A lot of my fish that have been caught on lives or deads have been caught on floats. (61%) I just love see that moment when the float cocks, or lays flat and then slides off into the deeps. Yet apart from the aesthetic appeal, I also think that a better form of bite indication has yet to be invented. A float can tell you so much more than a drop off: the direction of the take, the savagery and speed of the run, and, although I seldom wait that long, it can also tell you whether the fish has turned the bait. Of course some pike still munch their food on the spot, kind of like those people who open a packet of crisps in the supermarket and wander around the store eating them, before finally paying for the empty packet at the checkout. I just believe that with a belt and braces approach, the risk of deep hooking is minimised. I’m amazed at the amount of times my Delk bleeps well before there’s any movement on the float. Justification in my eyes for using both when you can.

I have taken a couple of friends fishing who have managed bigger fish than thirteen pounds. That can necessitate a trip to the Doctors surgery in search of a prescription for sleeping tablets, let me tell you, but I’m pretty laid back about it all now. Not! On one trip, a friend and I were wandering along the banks of a drain on a bright February afternoon. My daughter was along with us for the fresh air and the walk, being about 6 or 7 then, and she was as good as gold, having been fishing with me on several occasions in the past, often with other friends. Anyway to reduce another great story due to the constraints of what, you the reader may consider to be the bounds of boredom, we had three fish between us. I caught a jack of around 6 pounds on a Professor, (one of my all time favourite lures – oooh, that flash!!) together with a lovely 13.03 on an Abu Hi-Low. Up until this stage Ray had caught nothing. My daughter was very impressed with the double, peering into its mouth as I showed her all the teeth, with an awed expression. I was just gently returning her to the drain (the fish not my daughter, you understand) when we heard a yell from around the corner of the drain. We both trotted across the field to see Ray just netting a lovely fish of what proved to be 15.12, which in itself was bad enough, but as I was taking the photograph Laura-Anne piped up with a comment I have often screamed as I sit bolt upright from my sleep at three in the morning, sweat matting my hair to my forehead and tears running down my face:

‘’Gosh, Uncle Ray, yours is much bigger than my Daddy’s, everybody’s is bigger than Daddy’s!’’

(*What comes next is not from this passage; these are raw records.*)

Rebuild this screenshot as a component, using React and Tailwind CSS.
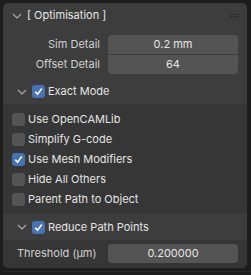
import React from "react";

const FONT = { fontFamily: "Inter, 'DejaVu Sans', sans-serif" };

function Chevron({ className = "" }) {
  return (
    <svg width="10" height="6" viewBox="0 0 10 6" className={className}>
      <path d="M1 1 L5 5 L9 1" fill="none" stroke="#a8a8a8" strokeWidth="1.2" />
    </svg>
  );
}

function Check({ on }) {
  return (
    <span
      className={`flex h-[13px] w-[13px] items-center justify-center rounded-[3px] ${
        on ? "bg-[#4772b3]" : "bg-[#545454]"
      }`}
    >
      {on && (
        <svg width="11" height="11" viewBox="0 0 11 11">
          <path d="M2.2 5.8 L4.5 8.2 L8.8 2.6" fill="none" stroke="#fff" strokeWidth="1.6" />
        </svg>
      )}
    </span>
  );
}

const OPTIONS = [
  ["Use OpenCAMLib", false],
  ["Simplify G-code", false],
  ["Use Mesh Modifiers", true],
  ["Hide All Others", false],
  ["Parent Path to Object", false],
];

export default function App() {
  return (
    <div className="h-[275px] w-[251px] bg-[#1d1d1d] pl-[3px] pt-[3px]" style={FONT}>
      <div className="w-[244px] overflow-hidden rounded-[5px] bg-[#3d3d3d] text-[11px] text-[#e5e5e5]">
        {/* header */}
        <div className="flex h-[25px] items-center pl-[9px] pr-[9px]">
          <Chevron />
          <span className="ml-[5px]">[ Optimisation ]</span>
          <span className="ml-auto grid grid-cols-4 gap-x-[1px] gap-y-[1px]">
            {Array.from({ length: 8 }).map((_, i) => (
              <span key={i} className="h-[1px] w-[1px] bg-[#1a1a1a]" />
            ))}
          </span>
        </div>

        {/* detail fields */}
        <div className="flex flex-col gap-[1px] pb-[5px] pt-[7px]">
          <div className="flex items-center">
            <span className="w-[97px] text-right text-[#d0d0d0]">Sim Detail</span>
            <span className="ml-[8px] flex h-[19px] w-[130px] items-center justify-center rounded-t-[4px] bg-[#545454]">
              0.2 mm
            </span>
          </div>
          <div className="flex items-center">
            <span className="w-[97px] text-right text-[#d0d0d0]">Offset Detail</span>
            <span className="ml-[8px] flex h-[19px] w-[130px] items-center justify-center rounded-b-[4px] bg-[#545454]">
              64
            </span>
          </div>
        </div>

        {/* Exact Mode subpanel */}
        <div className="flex h-[25px] items-center bg-[#3d3d3d] pl-[14px]">
          <Chevron />
          <span className="ml-[5px]">
            <Check on />
          </span>
          <span className="ml-[3px]">Exact Mode</span>
        </div>
        <div className="flex flex-col bg-[#363636] pb-[5px] pt-[5px]">
          {OPTIONS.map(([label, on]) => (
            <div key={label} className="flex h-[20px] items-center pl-[9px]">
              <Check on={on} />
              <span className="ml-[3px]">{label}</span>
            </div>
          ))}
        </div>

        {/* Reduce Path Points subpanel */}
        <div className="flex h-[26px] items-center bg-[#3d3d3d] pl-[14px]">
          <Chevron />
          <span className="ml-[5px]">
            <Check on />
          </span>
          <span className="ml-[3px]">Reduce Path Points</span>
        </div>
        <div className="flex h-[28px] items-center bg-[#363636] pb-[1px]">
          <span className="w-[105px] pl-[14px] text-[#d0d0d0]">Threshold (µm)</span>
          <span className="flex h-[19px] w-[130px] items-center justify-center rounded-[4px] bg-[#545454]">
            0.200000
          </span>
        </div>
      </div>
      <div className="mt-[3px] h-[1px] w-[248px] bg-[#2a2a2a]" />
    </div>
  );
}
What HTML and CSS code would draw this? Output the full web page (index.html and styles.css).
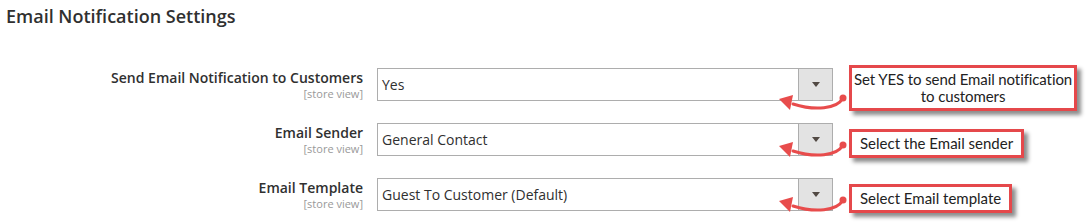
FILE: index.html
```html
<!DOCTYPE html>
<html>
<head>
    <title>Email Notification Settings</title>
    <meta charset="UTF-8">
    <link rel="stylesheet" href="styles.css">
</head>
<body>
    <div class="section">
        <h2 class="section-title">Email Notification Settings</h2>
        <div class="fields">
            <div class="field">
                <div class="label">
                    <span>Send Email Notification to Customers</span>
                    <span class="scope">[store view]</span>
                </div>
                <div class="select">
                    <span class="value">Yes</span>
                    <span class="select-btn"><i class="caret"></i></span>
                </div>
                <div class="note">
                    <div class="callout callout-wide">
                        Set YES to send Email notification<br>to customers
                        <svg class="arrow" viewBox="0 0 74 24" width="74" height="24">
                            <path d="M68 9 C62 20, 40 22, 18 15" fill="none" stroke="#e84c4c" stroke-width="3" stroke-linecap="round"/>
                            <polygon points="4,10 18,6 15,21" fill="#e84c4c"/>
                            <circle cx="68" cy="9" r="3.5" fill="#e84c4c"/>
                        </svg>
                    </div>
                </div>
            </div>
            <div class="field">
                <div class="label">
                    <span>Email Sender</span>
                    <span class="scope">[store view]</span>
                </div>
                <div class="select">
                    <span class="value">General Contact</span>
                    <span class="select-btn"><i class="caret"></i></span>
                </div>
                <div class="note">
                    <div class="callout">
                        Select the Email sender
                        <svg class="arrow" viewBox="0 0 74 24" width="74" height="24">
                            <path d="M68 9 C62 20, 40 22, 18 15" fill="none" stroke="#e84c4c" stroke-width="3" stroke-linecap="round"/>
                            <polygon points="4,10 18,6 15,21" fill="#e84c4c"/>
                            <circle cx="68" cy="9" r="3.5" fill="#e84c4c"/>
                        </svg>
                    </div>
                </div>
            </div>
            <div class="field">
                <div class="label">
                    <span>Email Template</span>
                    <span class="scope">[store view]</span>
                </div>
                <div class="select">
                    <span class="value">Guest To Customer (Default)</span>
                    <span class="select-btn"><i class="caret"></i></span>
                </div>
                <div class="note">
                    <div class="callout">
                        Select Email template
                        <svg class="arrow" viewBox="0 0 74 24" width="74" height="24">
                            <path d="M68 9 C62 20, 40 22, 18 15" fill="none" stroke="#e84c4c" stroke-width="3" stroke-linecap="round"/>
                            <polygon points="4,10 18,6 15,21" fill="#e84c4c"/>
                            <circle cx="68" cy="9" r="3.5" fill="#e84c4c"/>
                        </svg>
                    </div>
                </div>
            </div>
        </div>
    </div>
</body>
</html>
```

FILE: styles.css
```css
body {
    margin: 0;
    font-family: "Open Sans", sans-serif;
    color: #303030;
    background-color: #fff;
}
.section-title {
    margin: 0;
    padding: 4px 0 0 6px;
    font-size: 18px;
    font-weight: 600;
    line-height: 24px;
}
.fields {
    margin-top: 40px;
}
.field {
    display: grid;
    grid-template-columns: 363px 456px 1fr;
    column-gap: 14px;
    height: 33px;
    margin-bottom: 22px;
}
.label {
    display: flex;
    flex-direction: column;
    align-items: flex-end;
    font-size: 14px;
    font-weight: 600;
    line-height: 19px;
}
.scope {
    font-size: 11px;
    font-weight: 400;
    line-height: 13px;
    color: #999;
}
.select {
    box-sizing: border-box;
    display: flex;
    align-items: center;
    height: 33px;
    padding-left: 4px;
    border: 1px solid #adadad;
    font-size: 14px;
}
.select-btn {
    box-sizing: border-box;
    display: flex;
    align-items: center;
    justify-content: center;
    width: 34px;
    height: 100%;
    margin-left: auto;
    background-color: #e3e3e3;
    border-left: 1px solid #adadad;
}
.caret {
    width: 0;
    height: 0;
    border-left: 4px solid transparent;
    border-right: 4px solid transparent;
    border-top: 5px solid #514943;
}
.note {
    display: flex;
    align-items: center;
    height: 33px;
    margin-left: 2px;
}
.callout {
    position: relative;
    margin-top: 7px;
    padding: 3px 8px;
    border: 3px solid #e5484b;
    background-color: #fff;
    box-shadow: 4px 4px 4px rgba(0,0,0,0.45);
    font-family: Lato, sans-serif;
    font-size: 15px;
    line-height: 17px;
    color: #222;
    text-align: center;
    white-space: nowrap;
}
.callout-wide {
    padding: 3px 2px;
    letter-spacing: -0.1px;
}
.arrow {
    position: absolute;
    right: calc(100% + 3px);
    bottom: -5px;
}
```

It’s not that I feel pressured to catch big fish, it really isn’t, honest; it just seems unfair that one person should be unable to exceed the figure thirteen by even one ounce. That’s just one more small Gudgeon or two more minnows, even an inadvertent pebble would do it. I even tried to think of a way that I could get the fish to swallow my bait but not the hooks in order to beat the 13 pound barrier; experimenting with hair rigs for a while. However, I wouldn’t put the fish in any danger if I could help it and find that leaving a run for any amount of time at all is anathema to me.

This year on February the fifteenth at 8 o’clock in the morning, on the same drain that I discussed above, I hooked and landed a lovely fish of 16.04, caught on float legered joey mackerel. As I looked lovingly down at her, the clouds parted and a brilliant beam of sunshine poured down upon the glistening golden flanks of the fish. I heard my first skylark and then another and another. Suddenly all the birds were singing, surrounding me with their song. Sheep walked across the field to gaze adoringly on the golden green flanked beauty. Somewhere nearby a choir started to sing!

By the way, guess what my biggest carp weighed?

Yep thirteen pounds, fifteen ounces!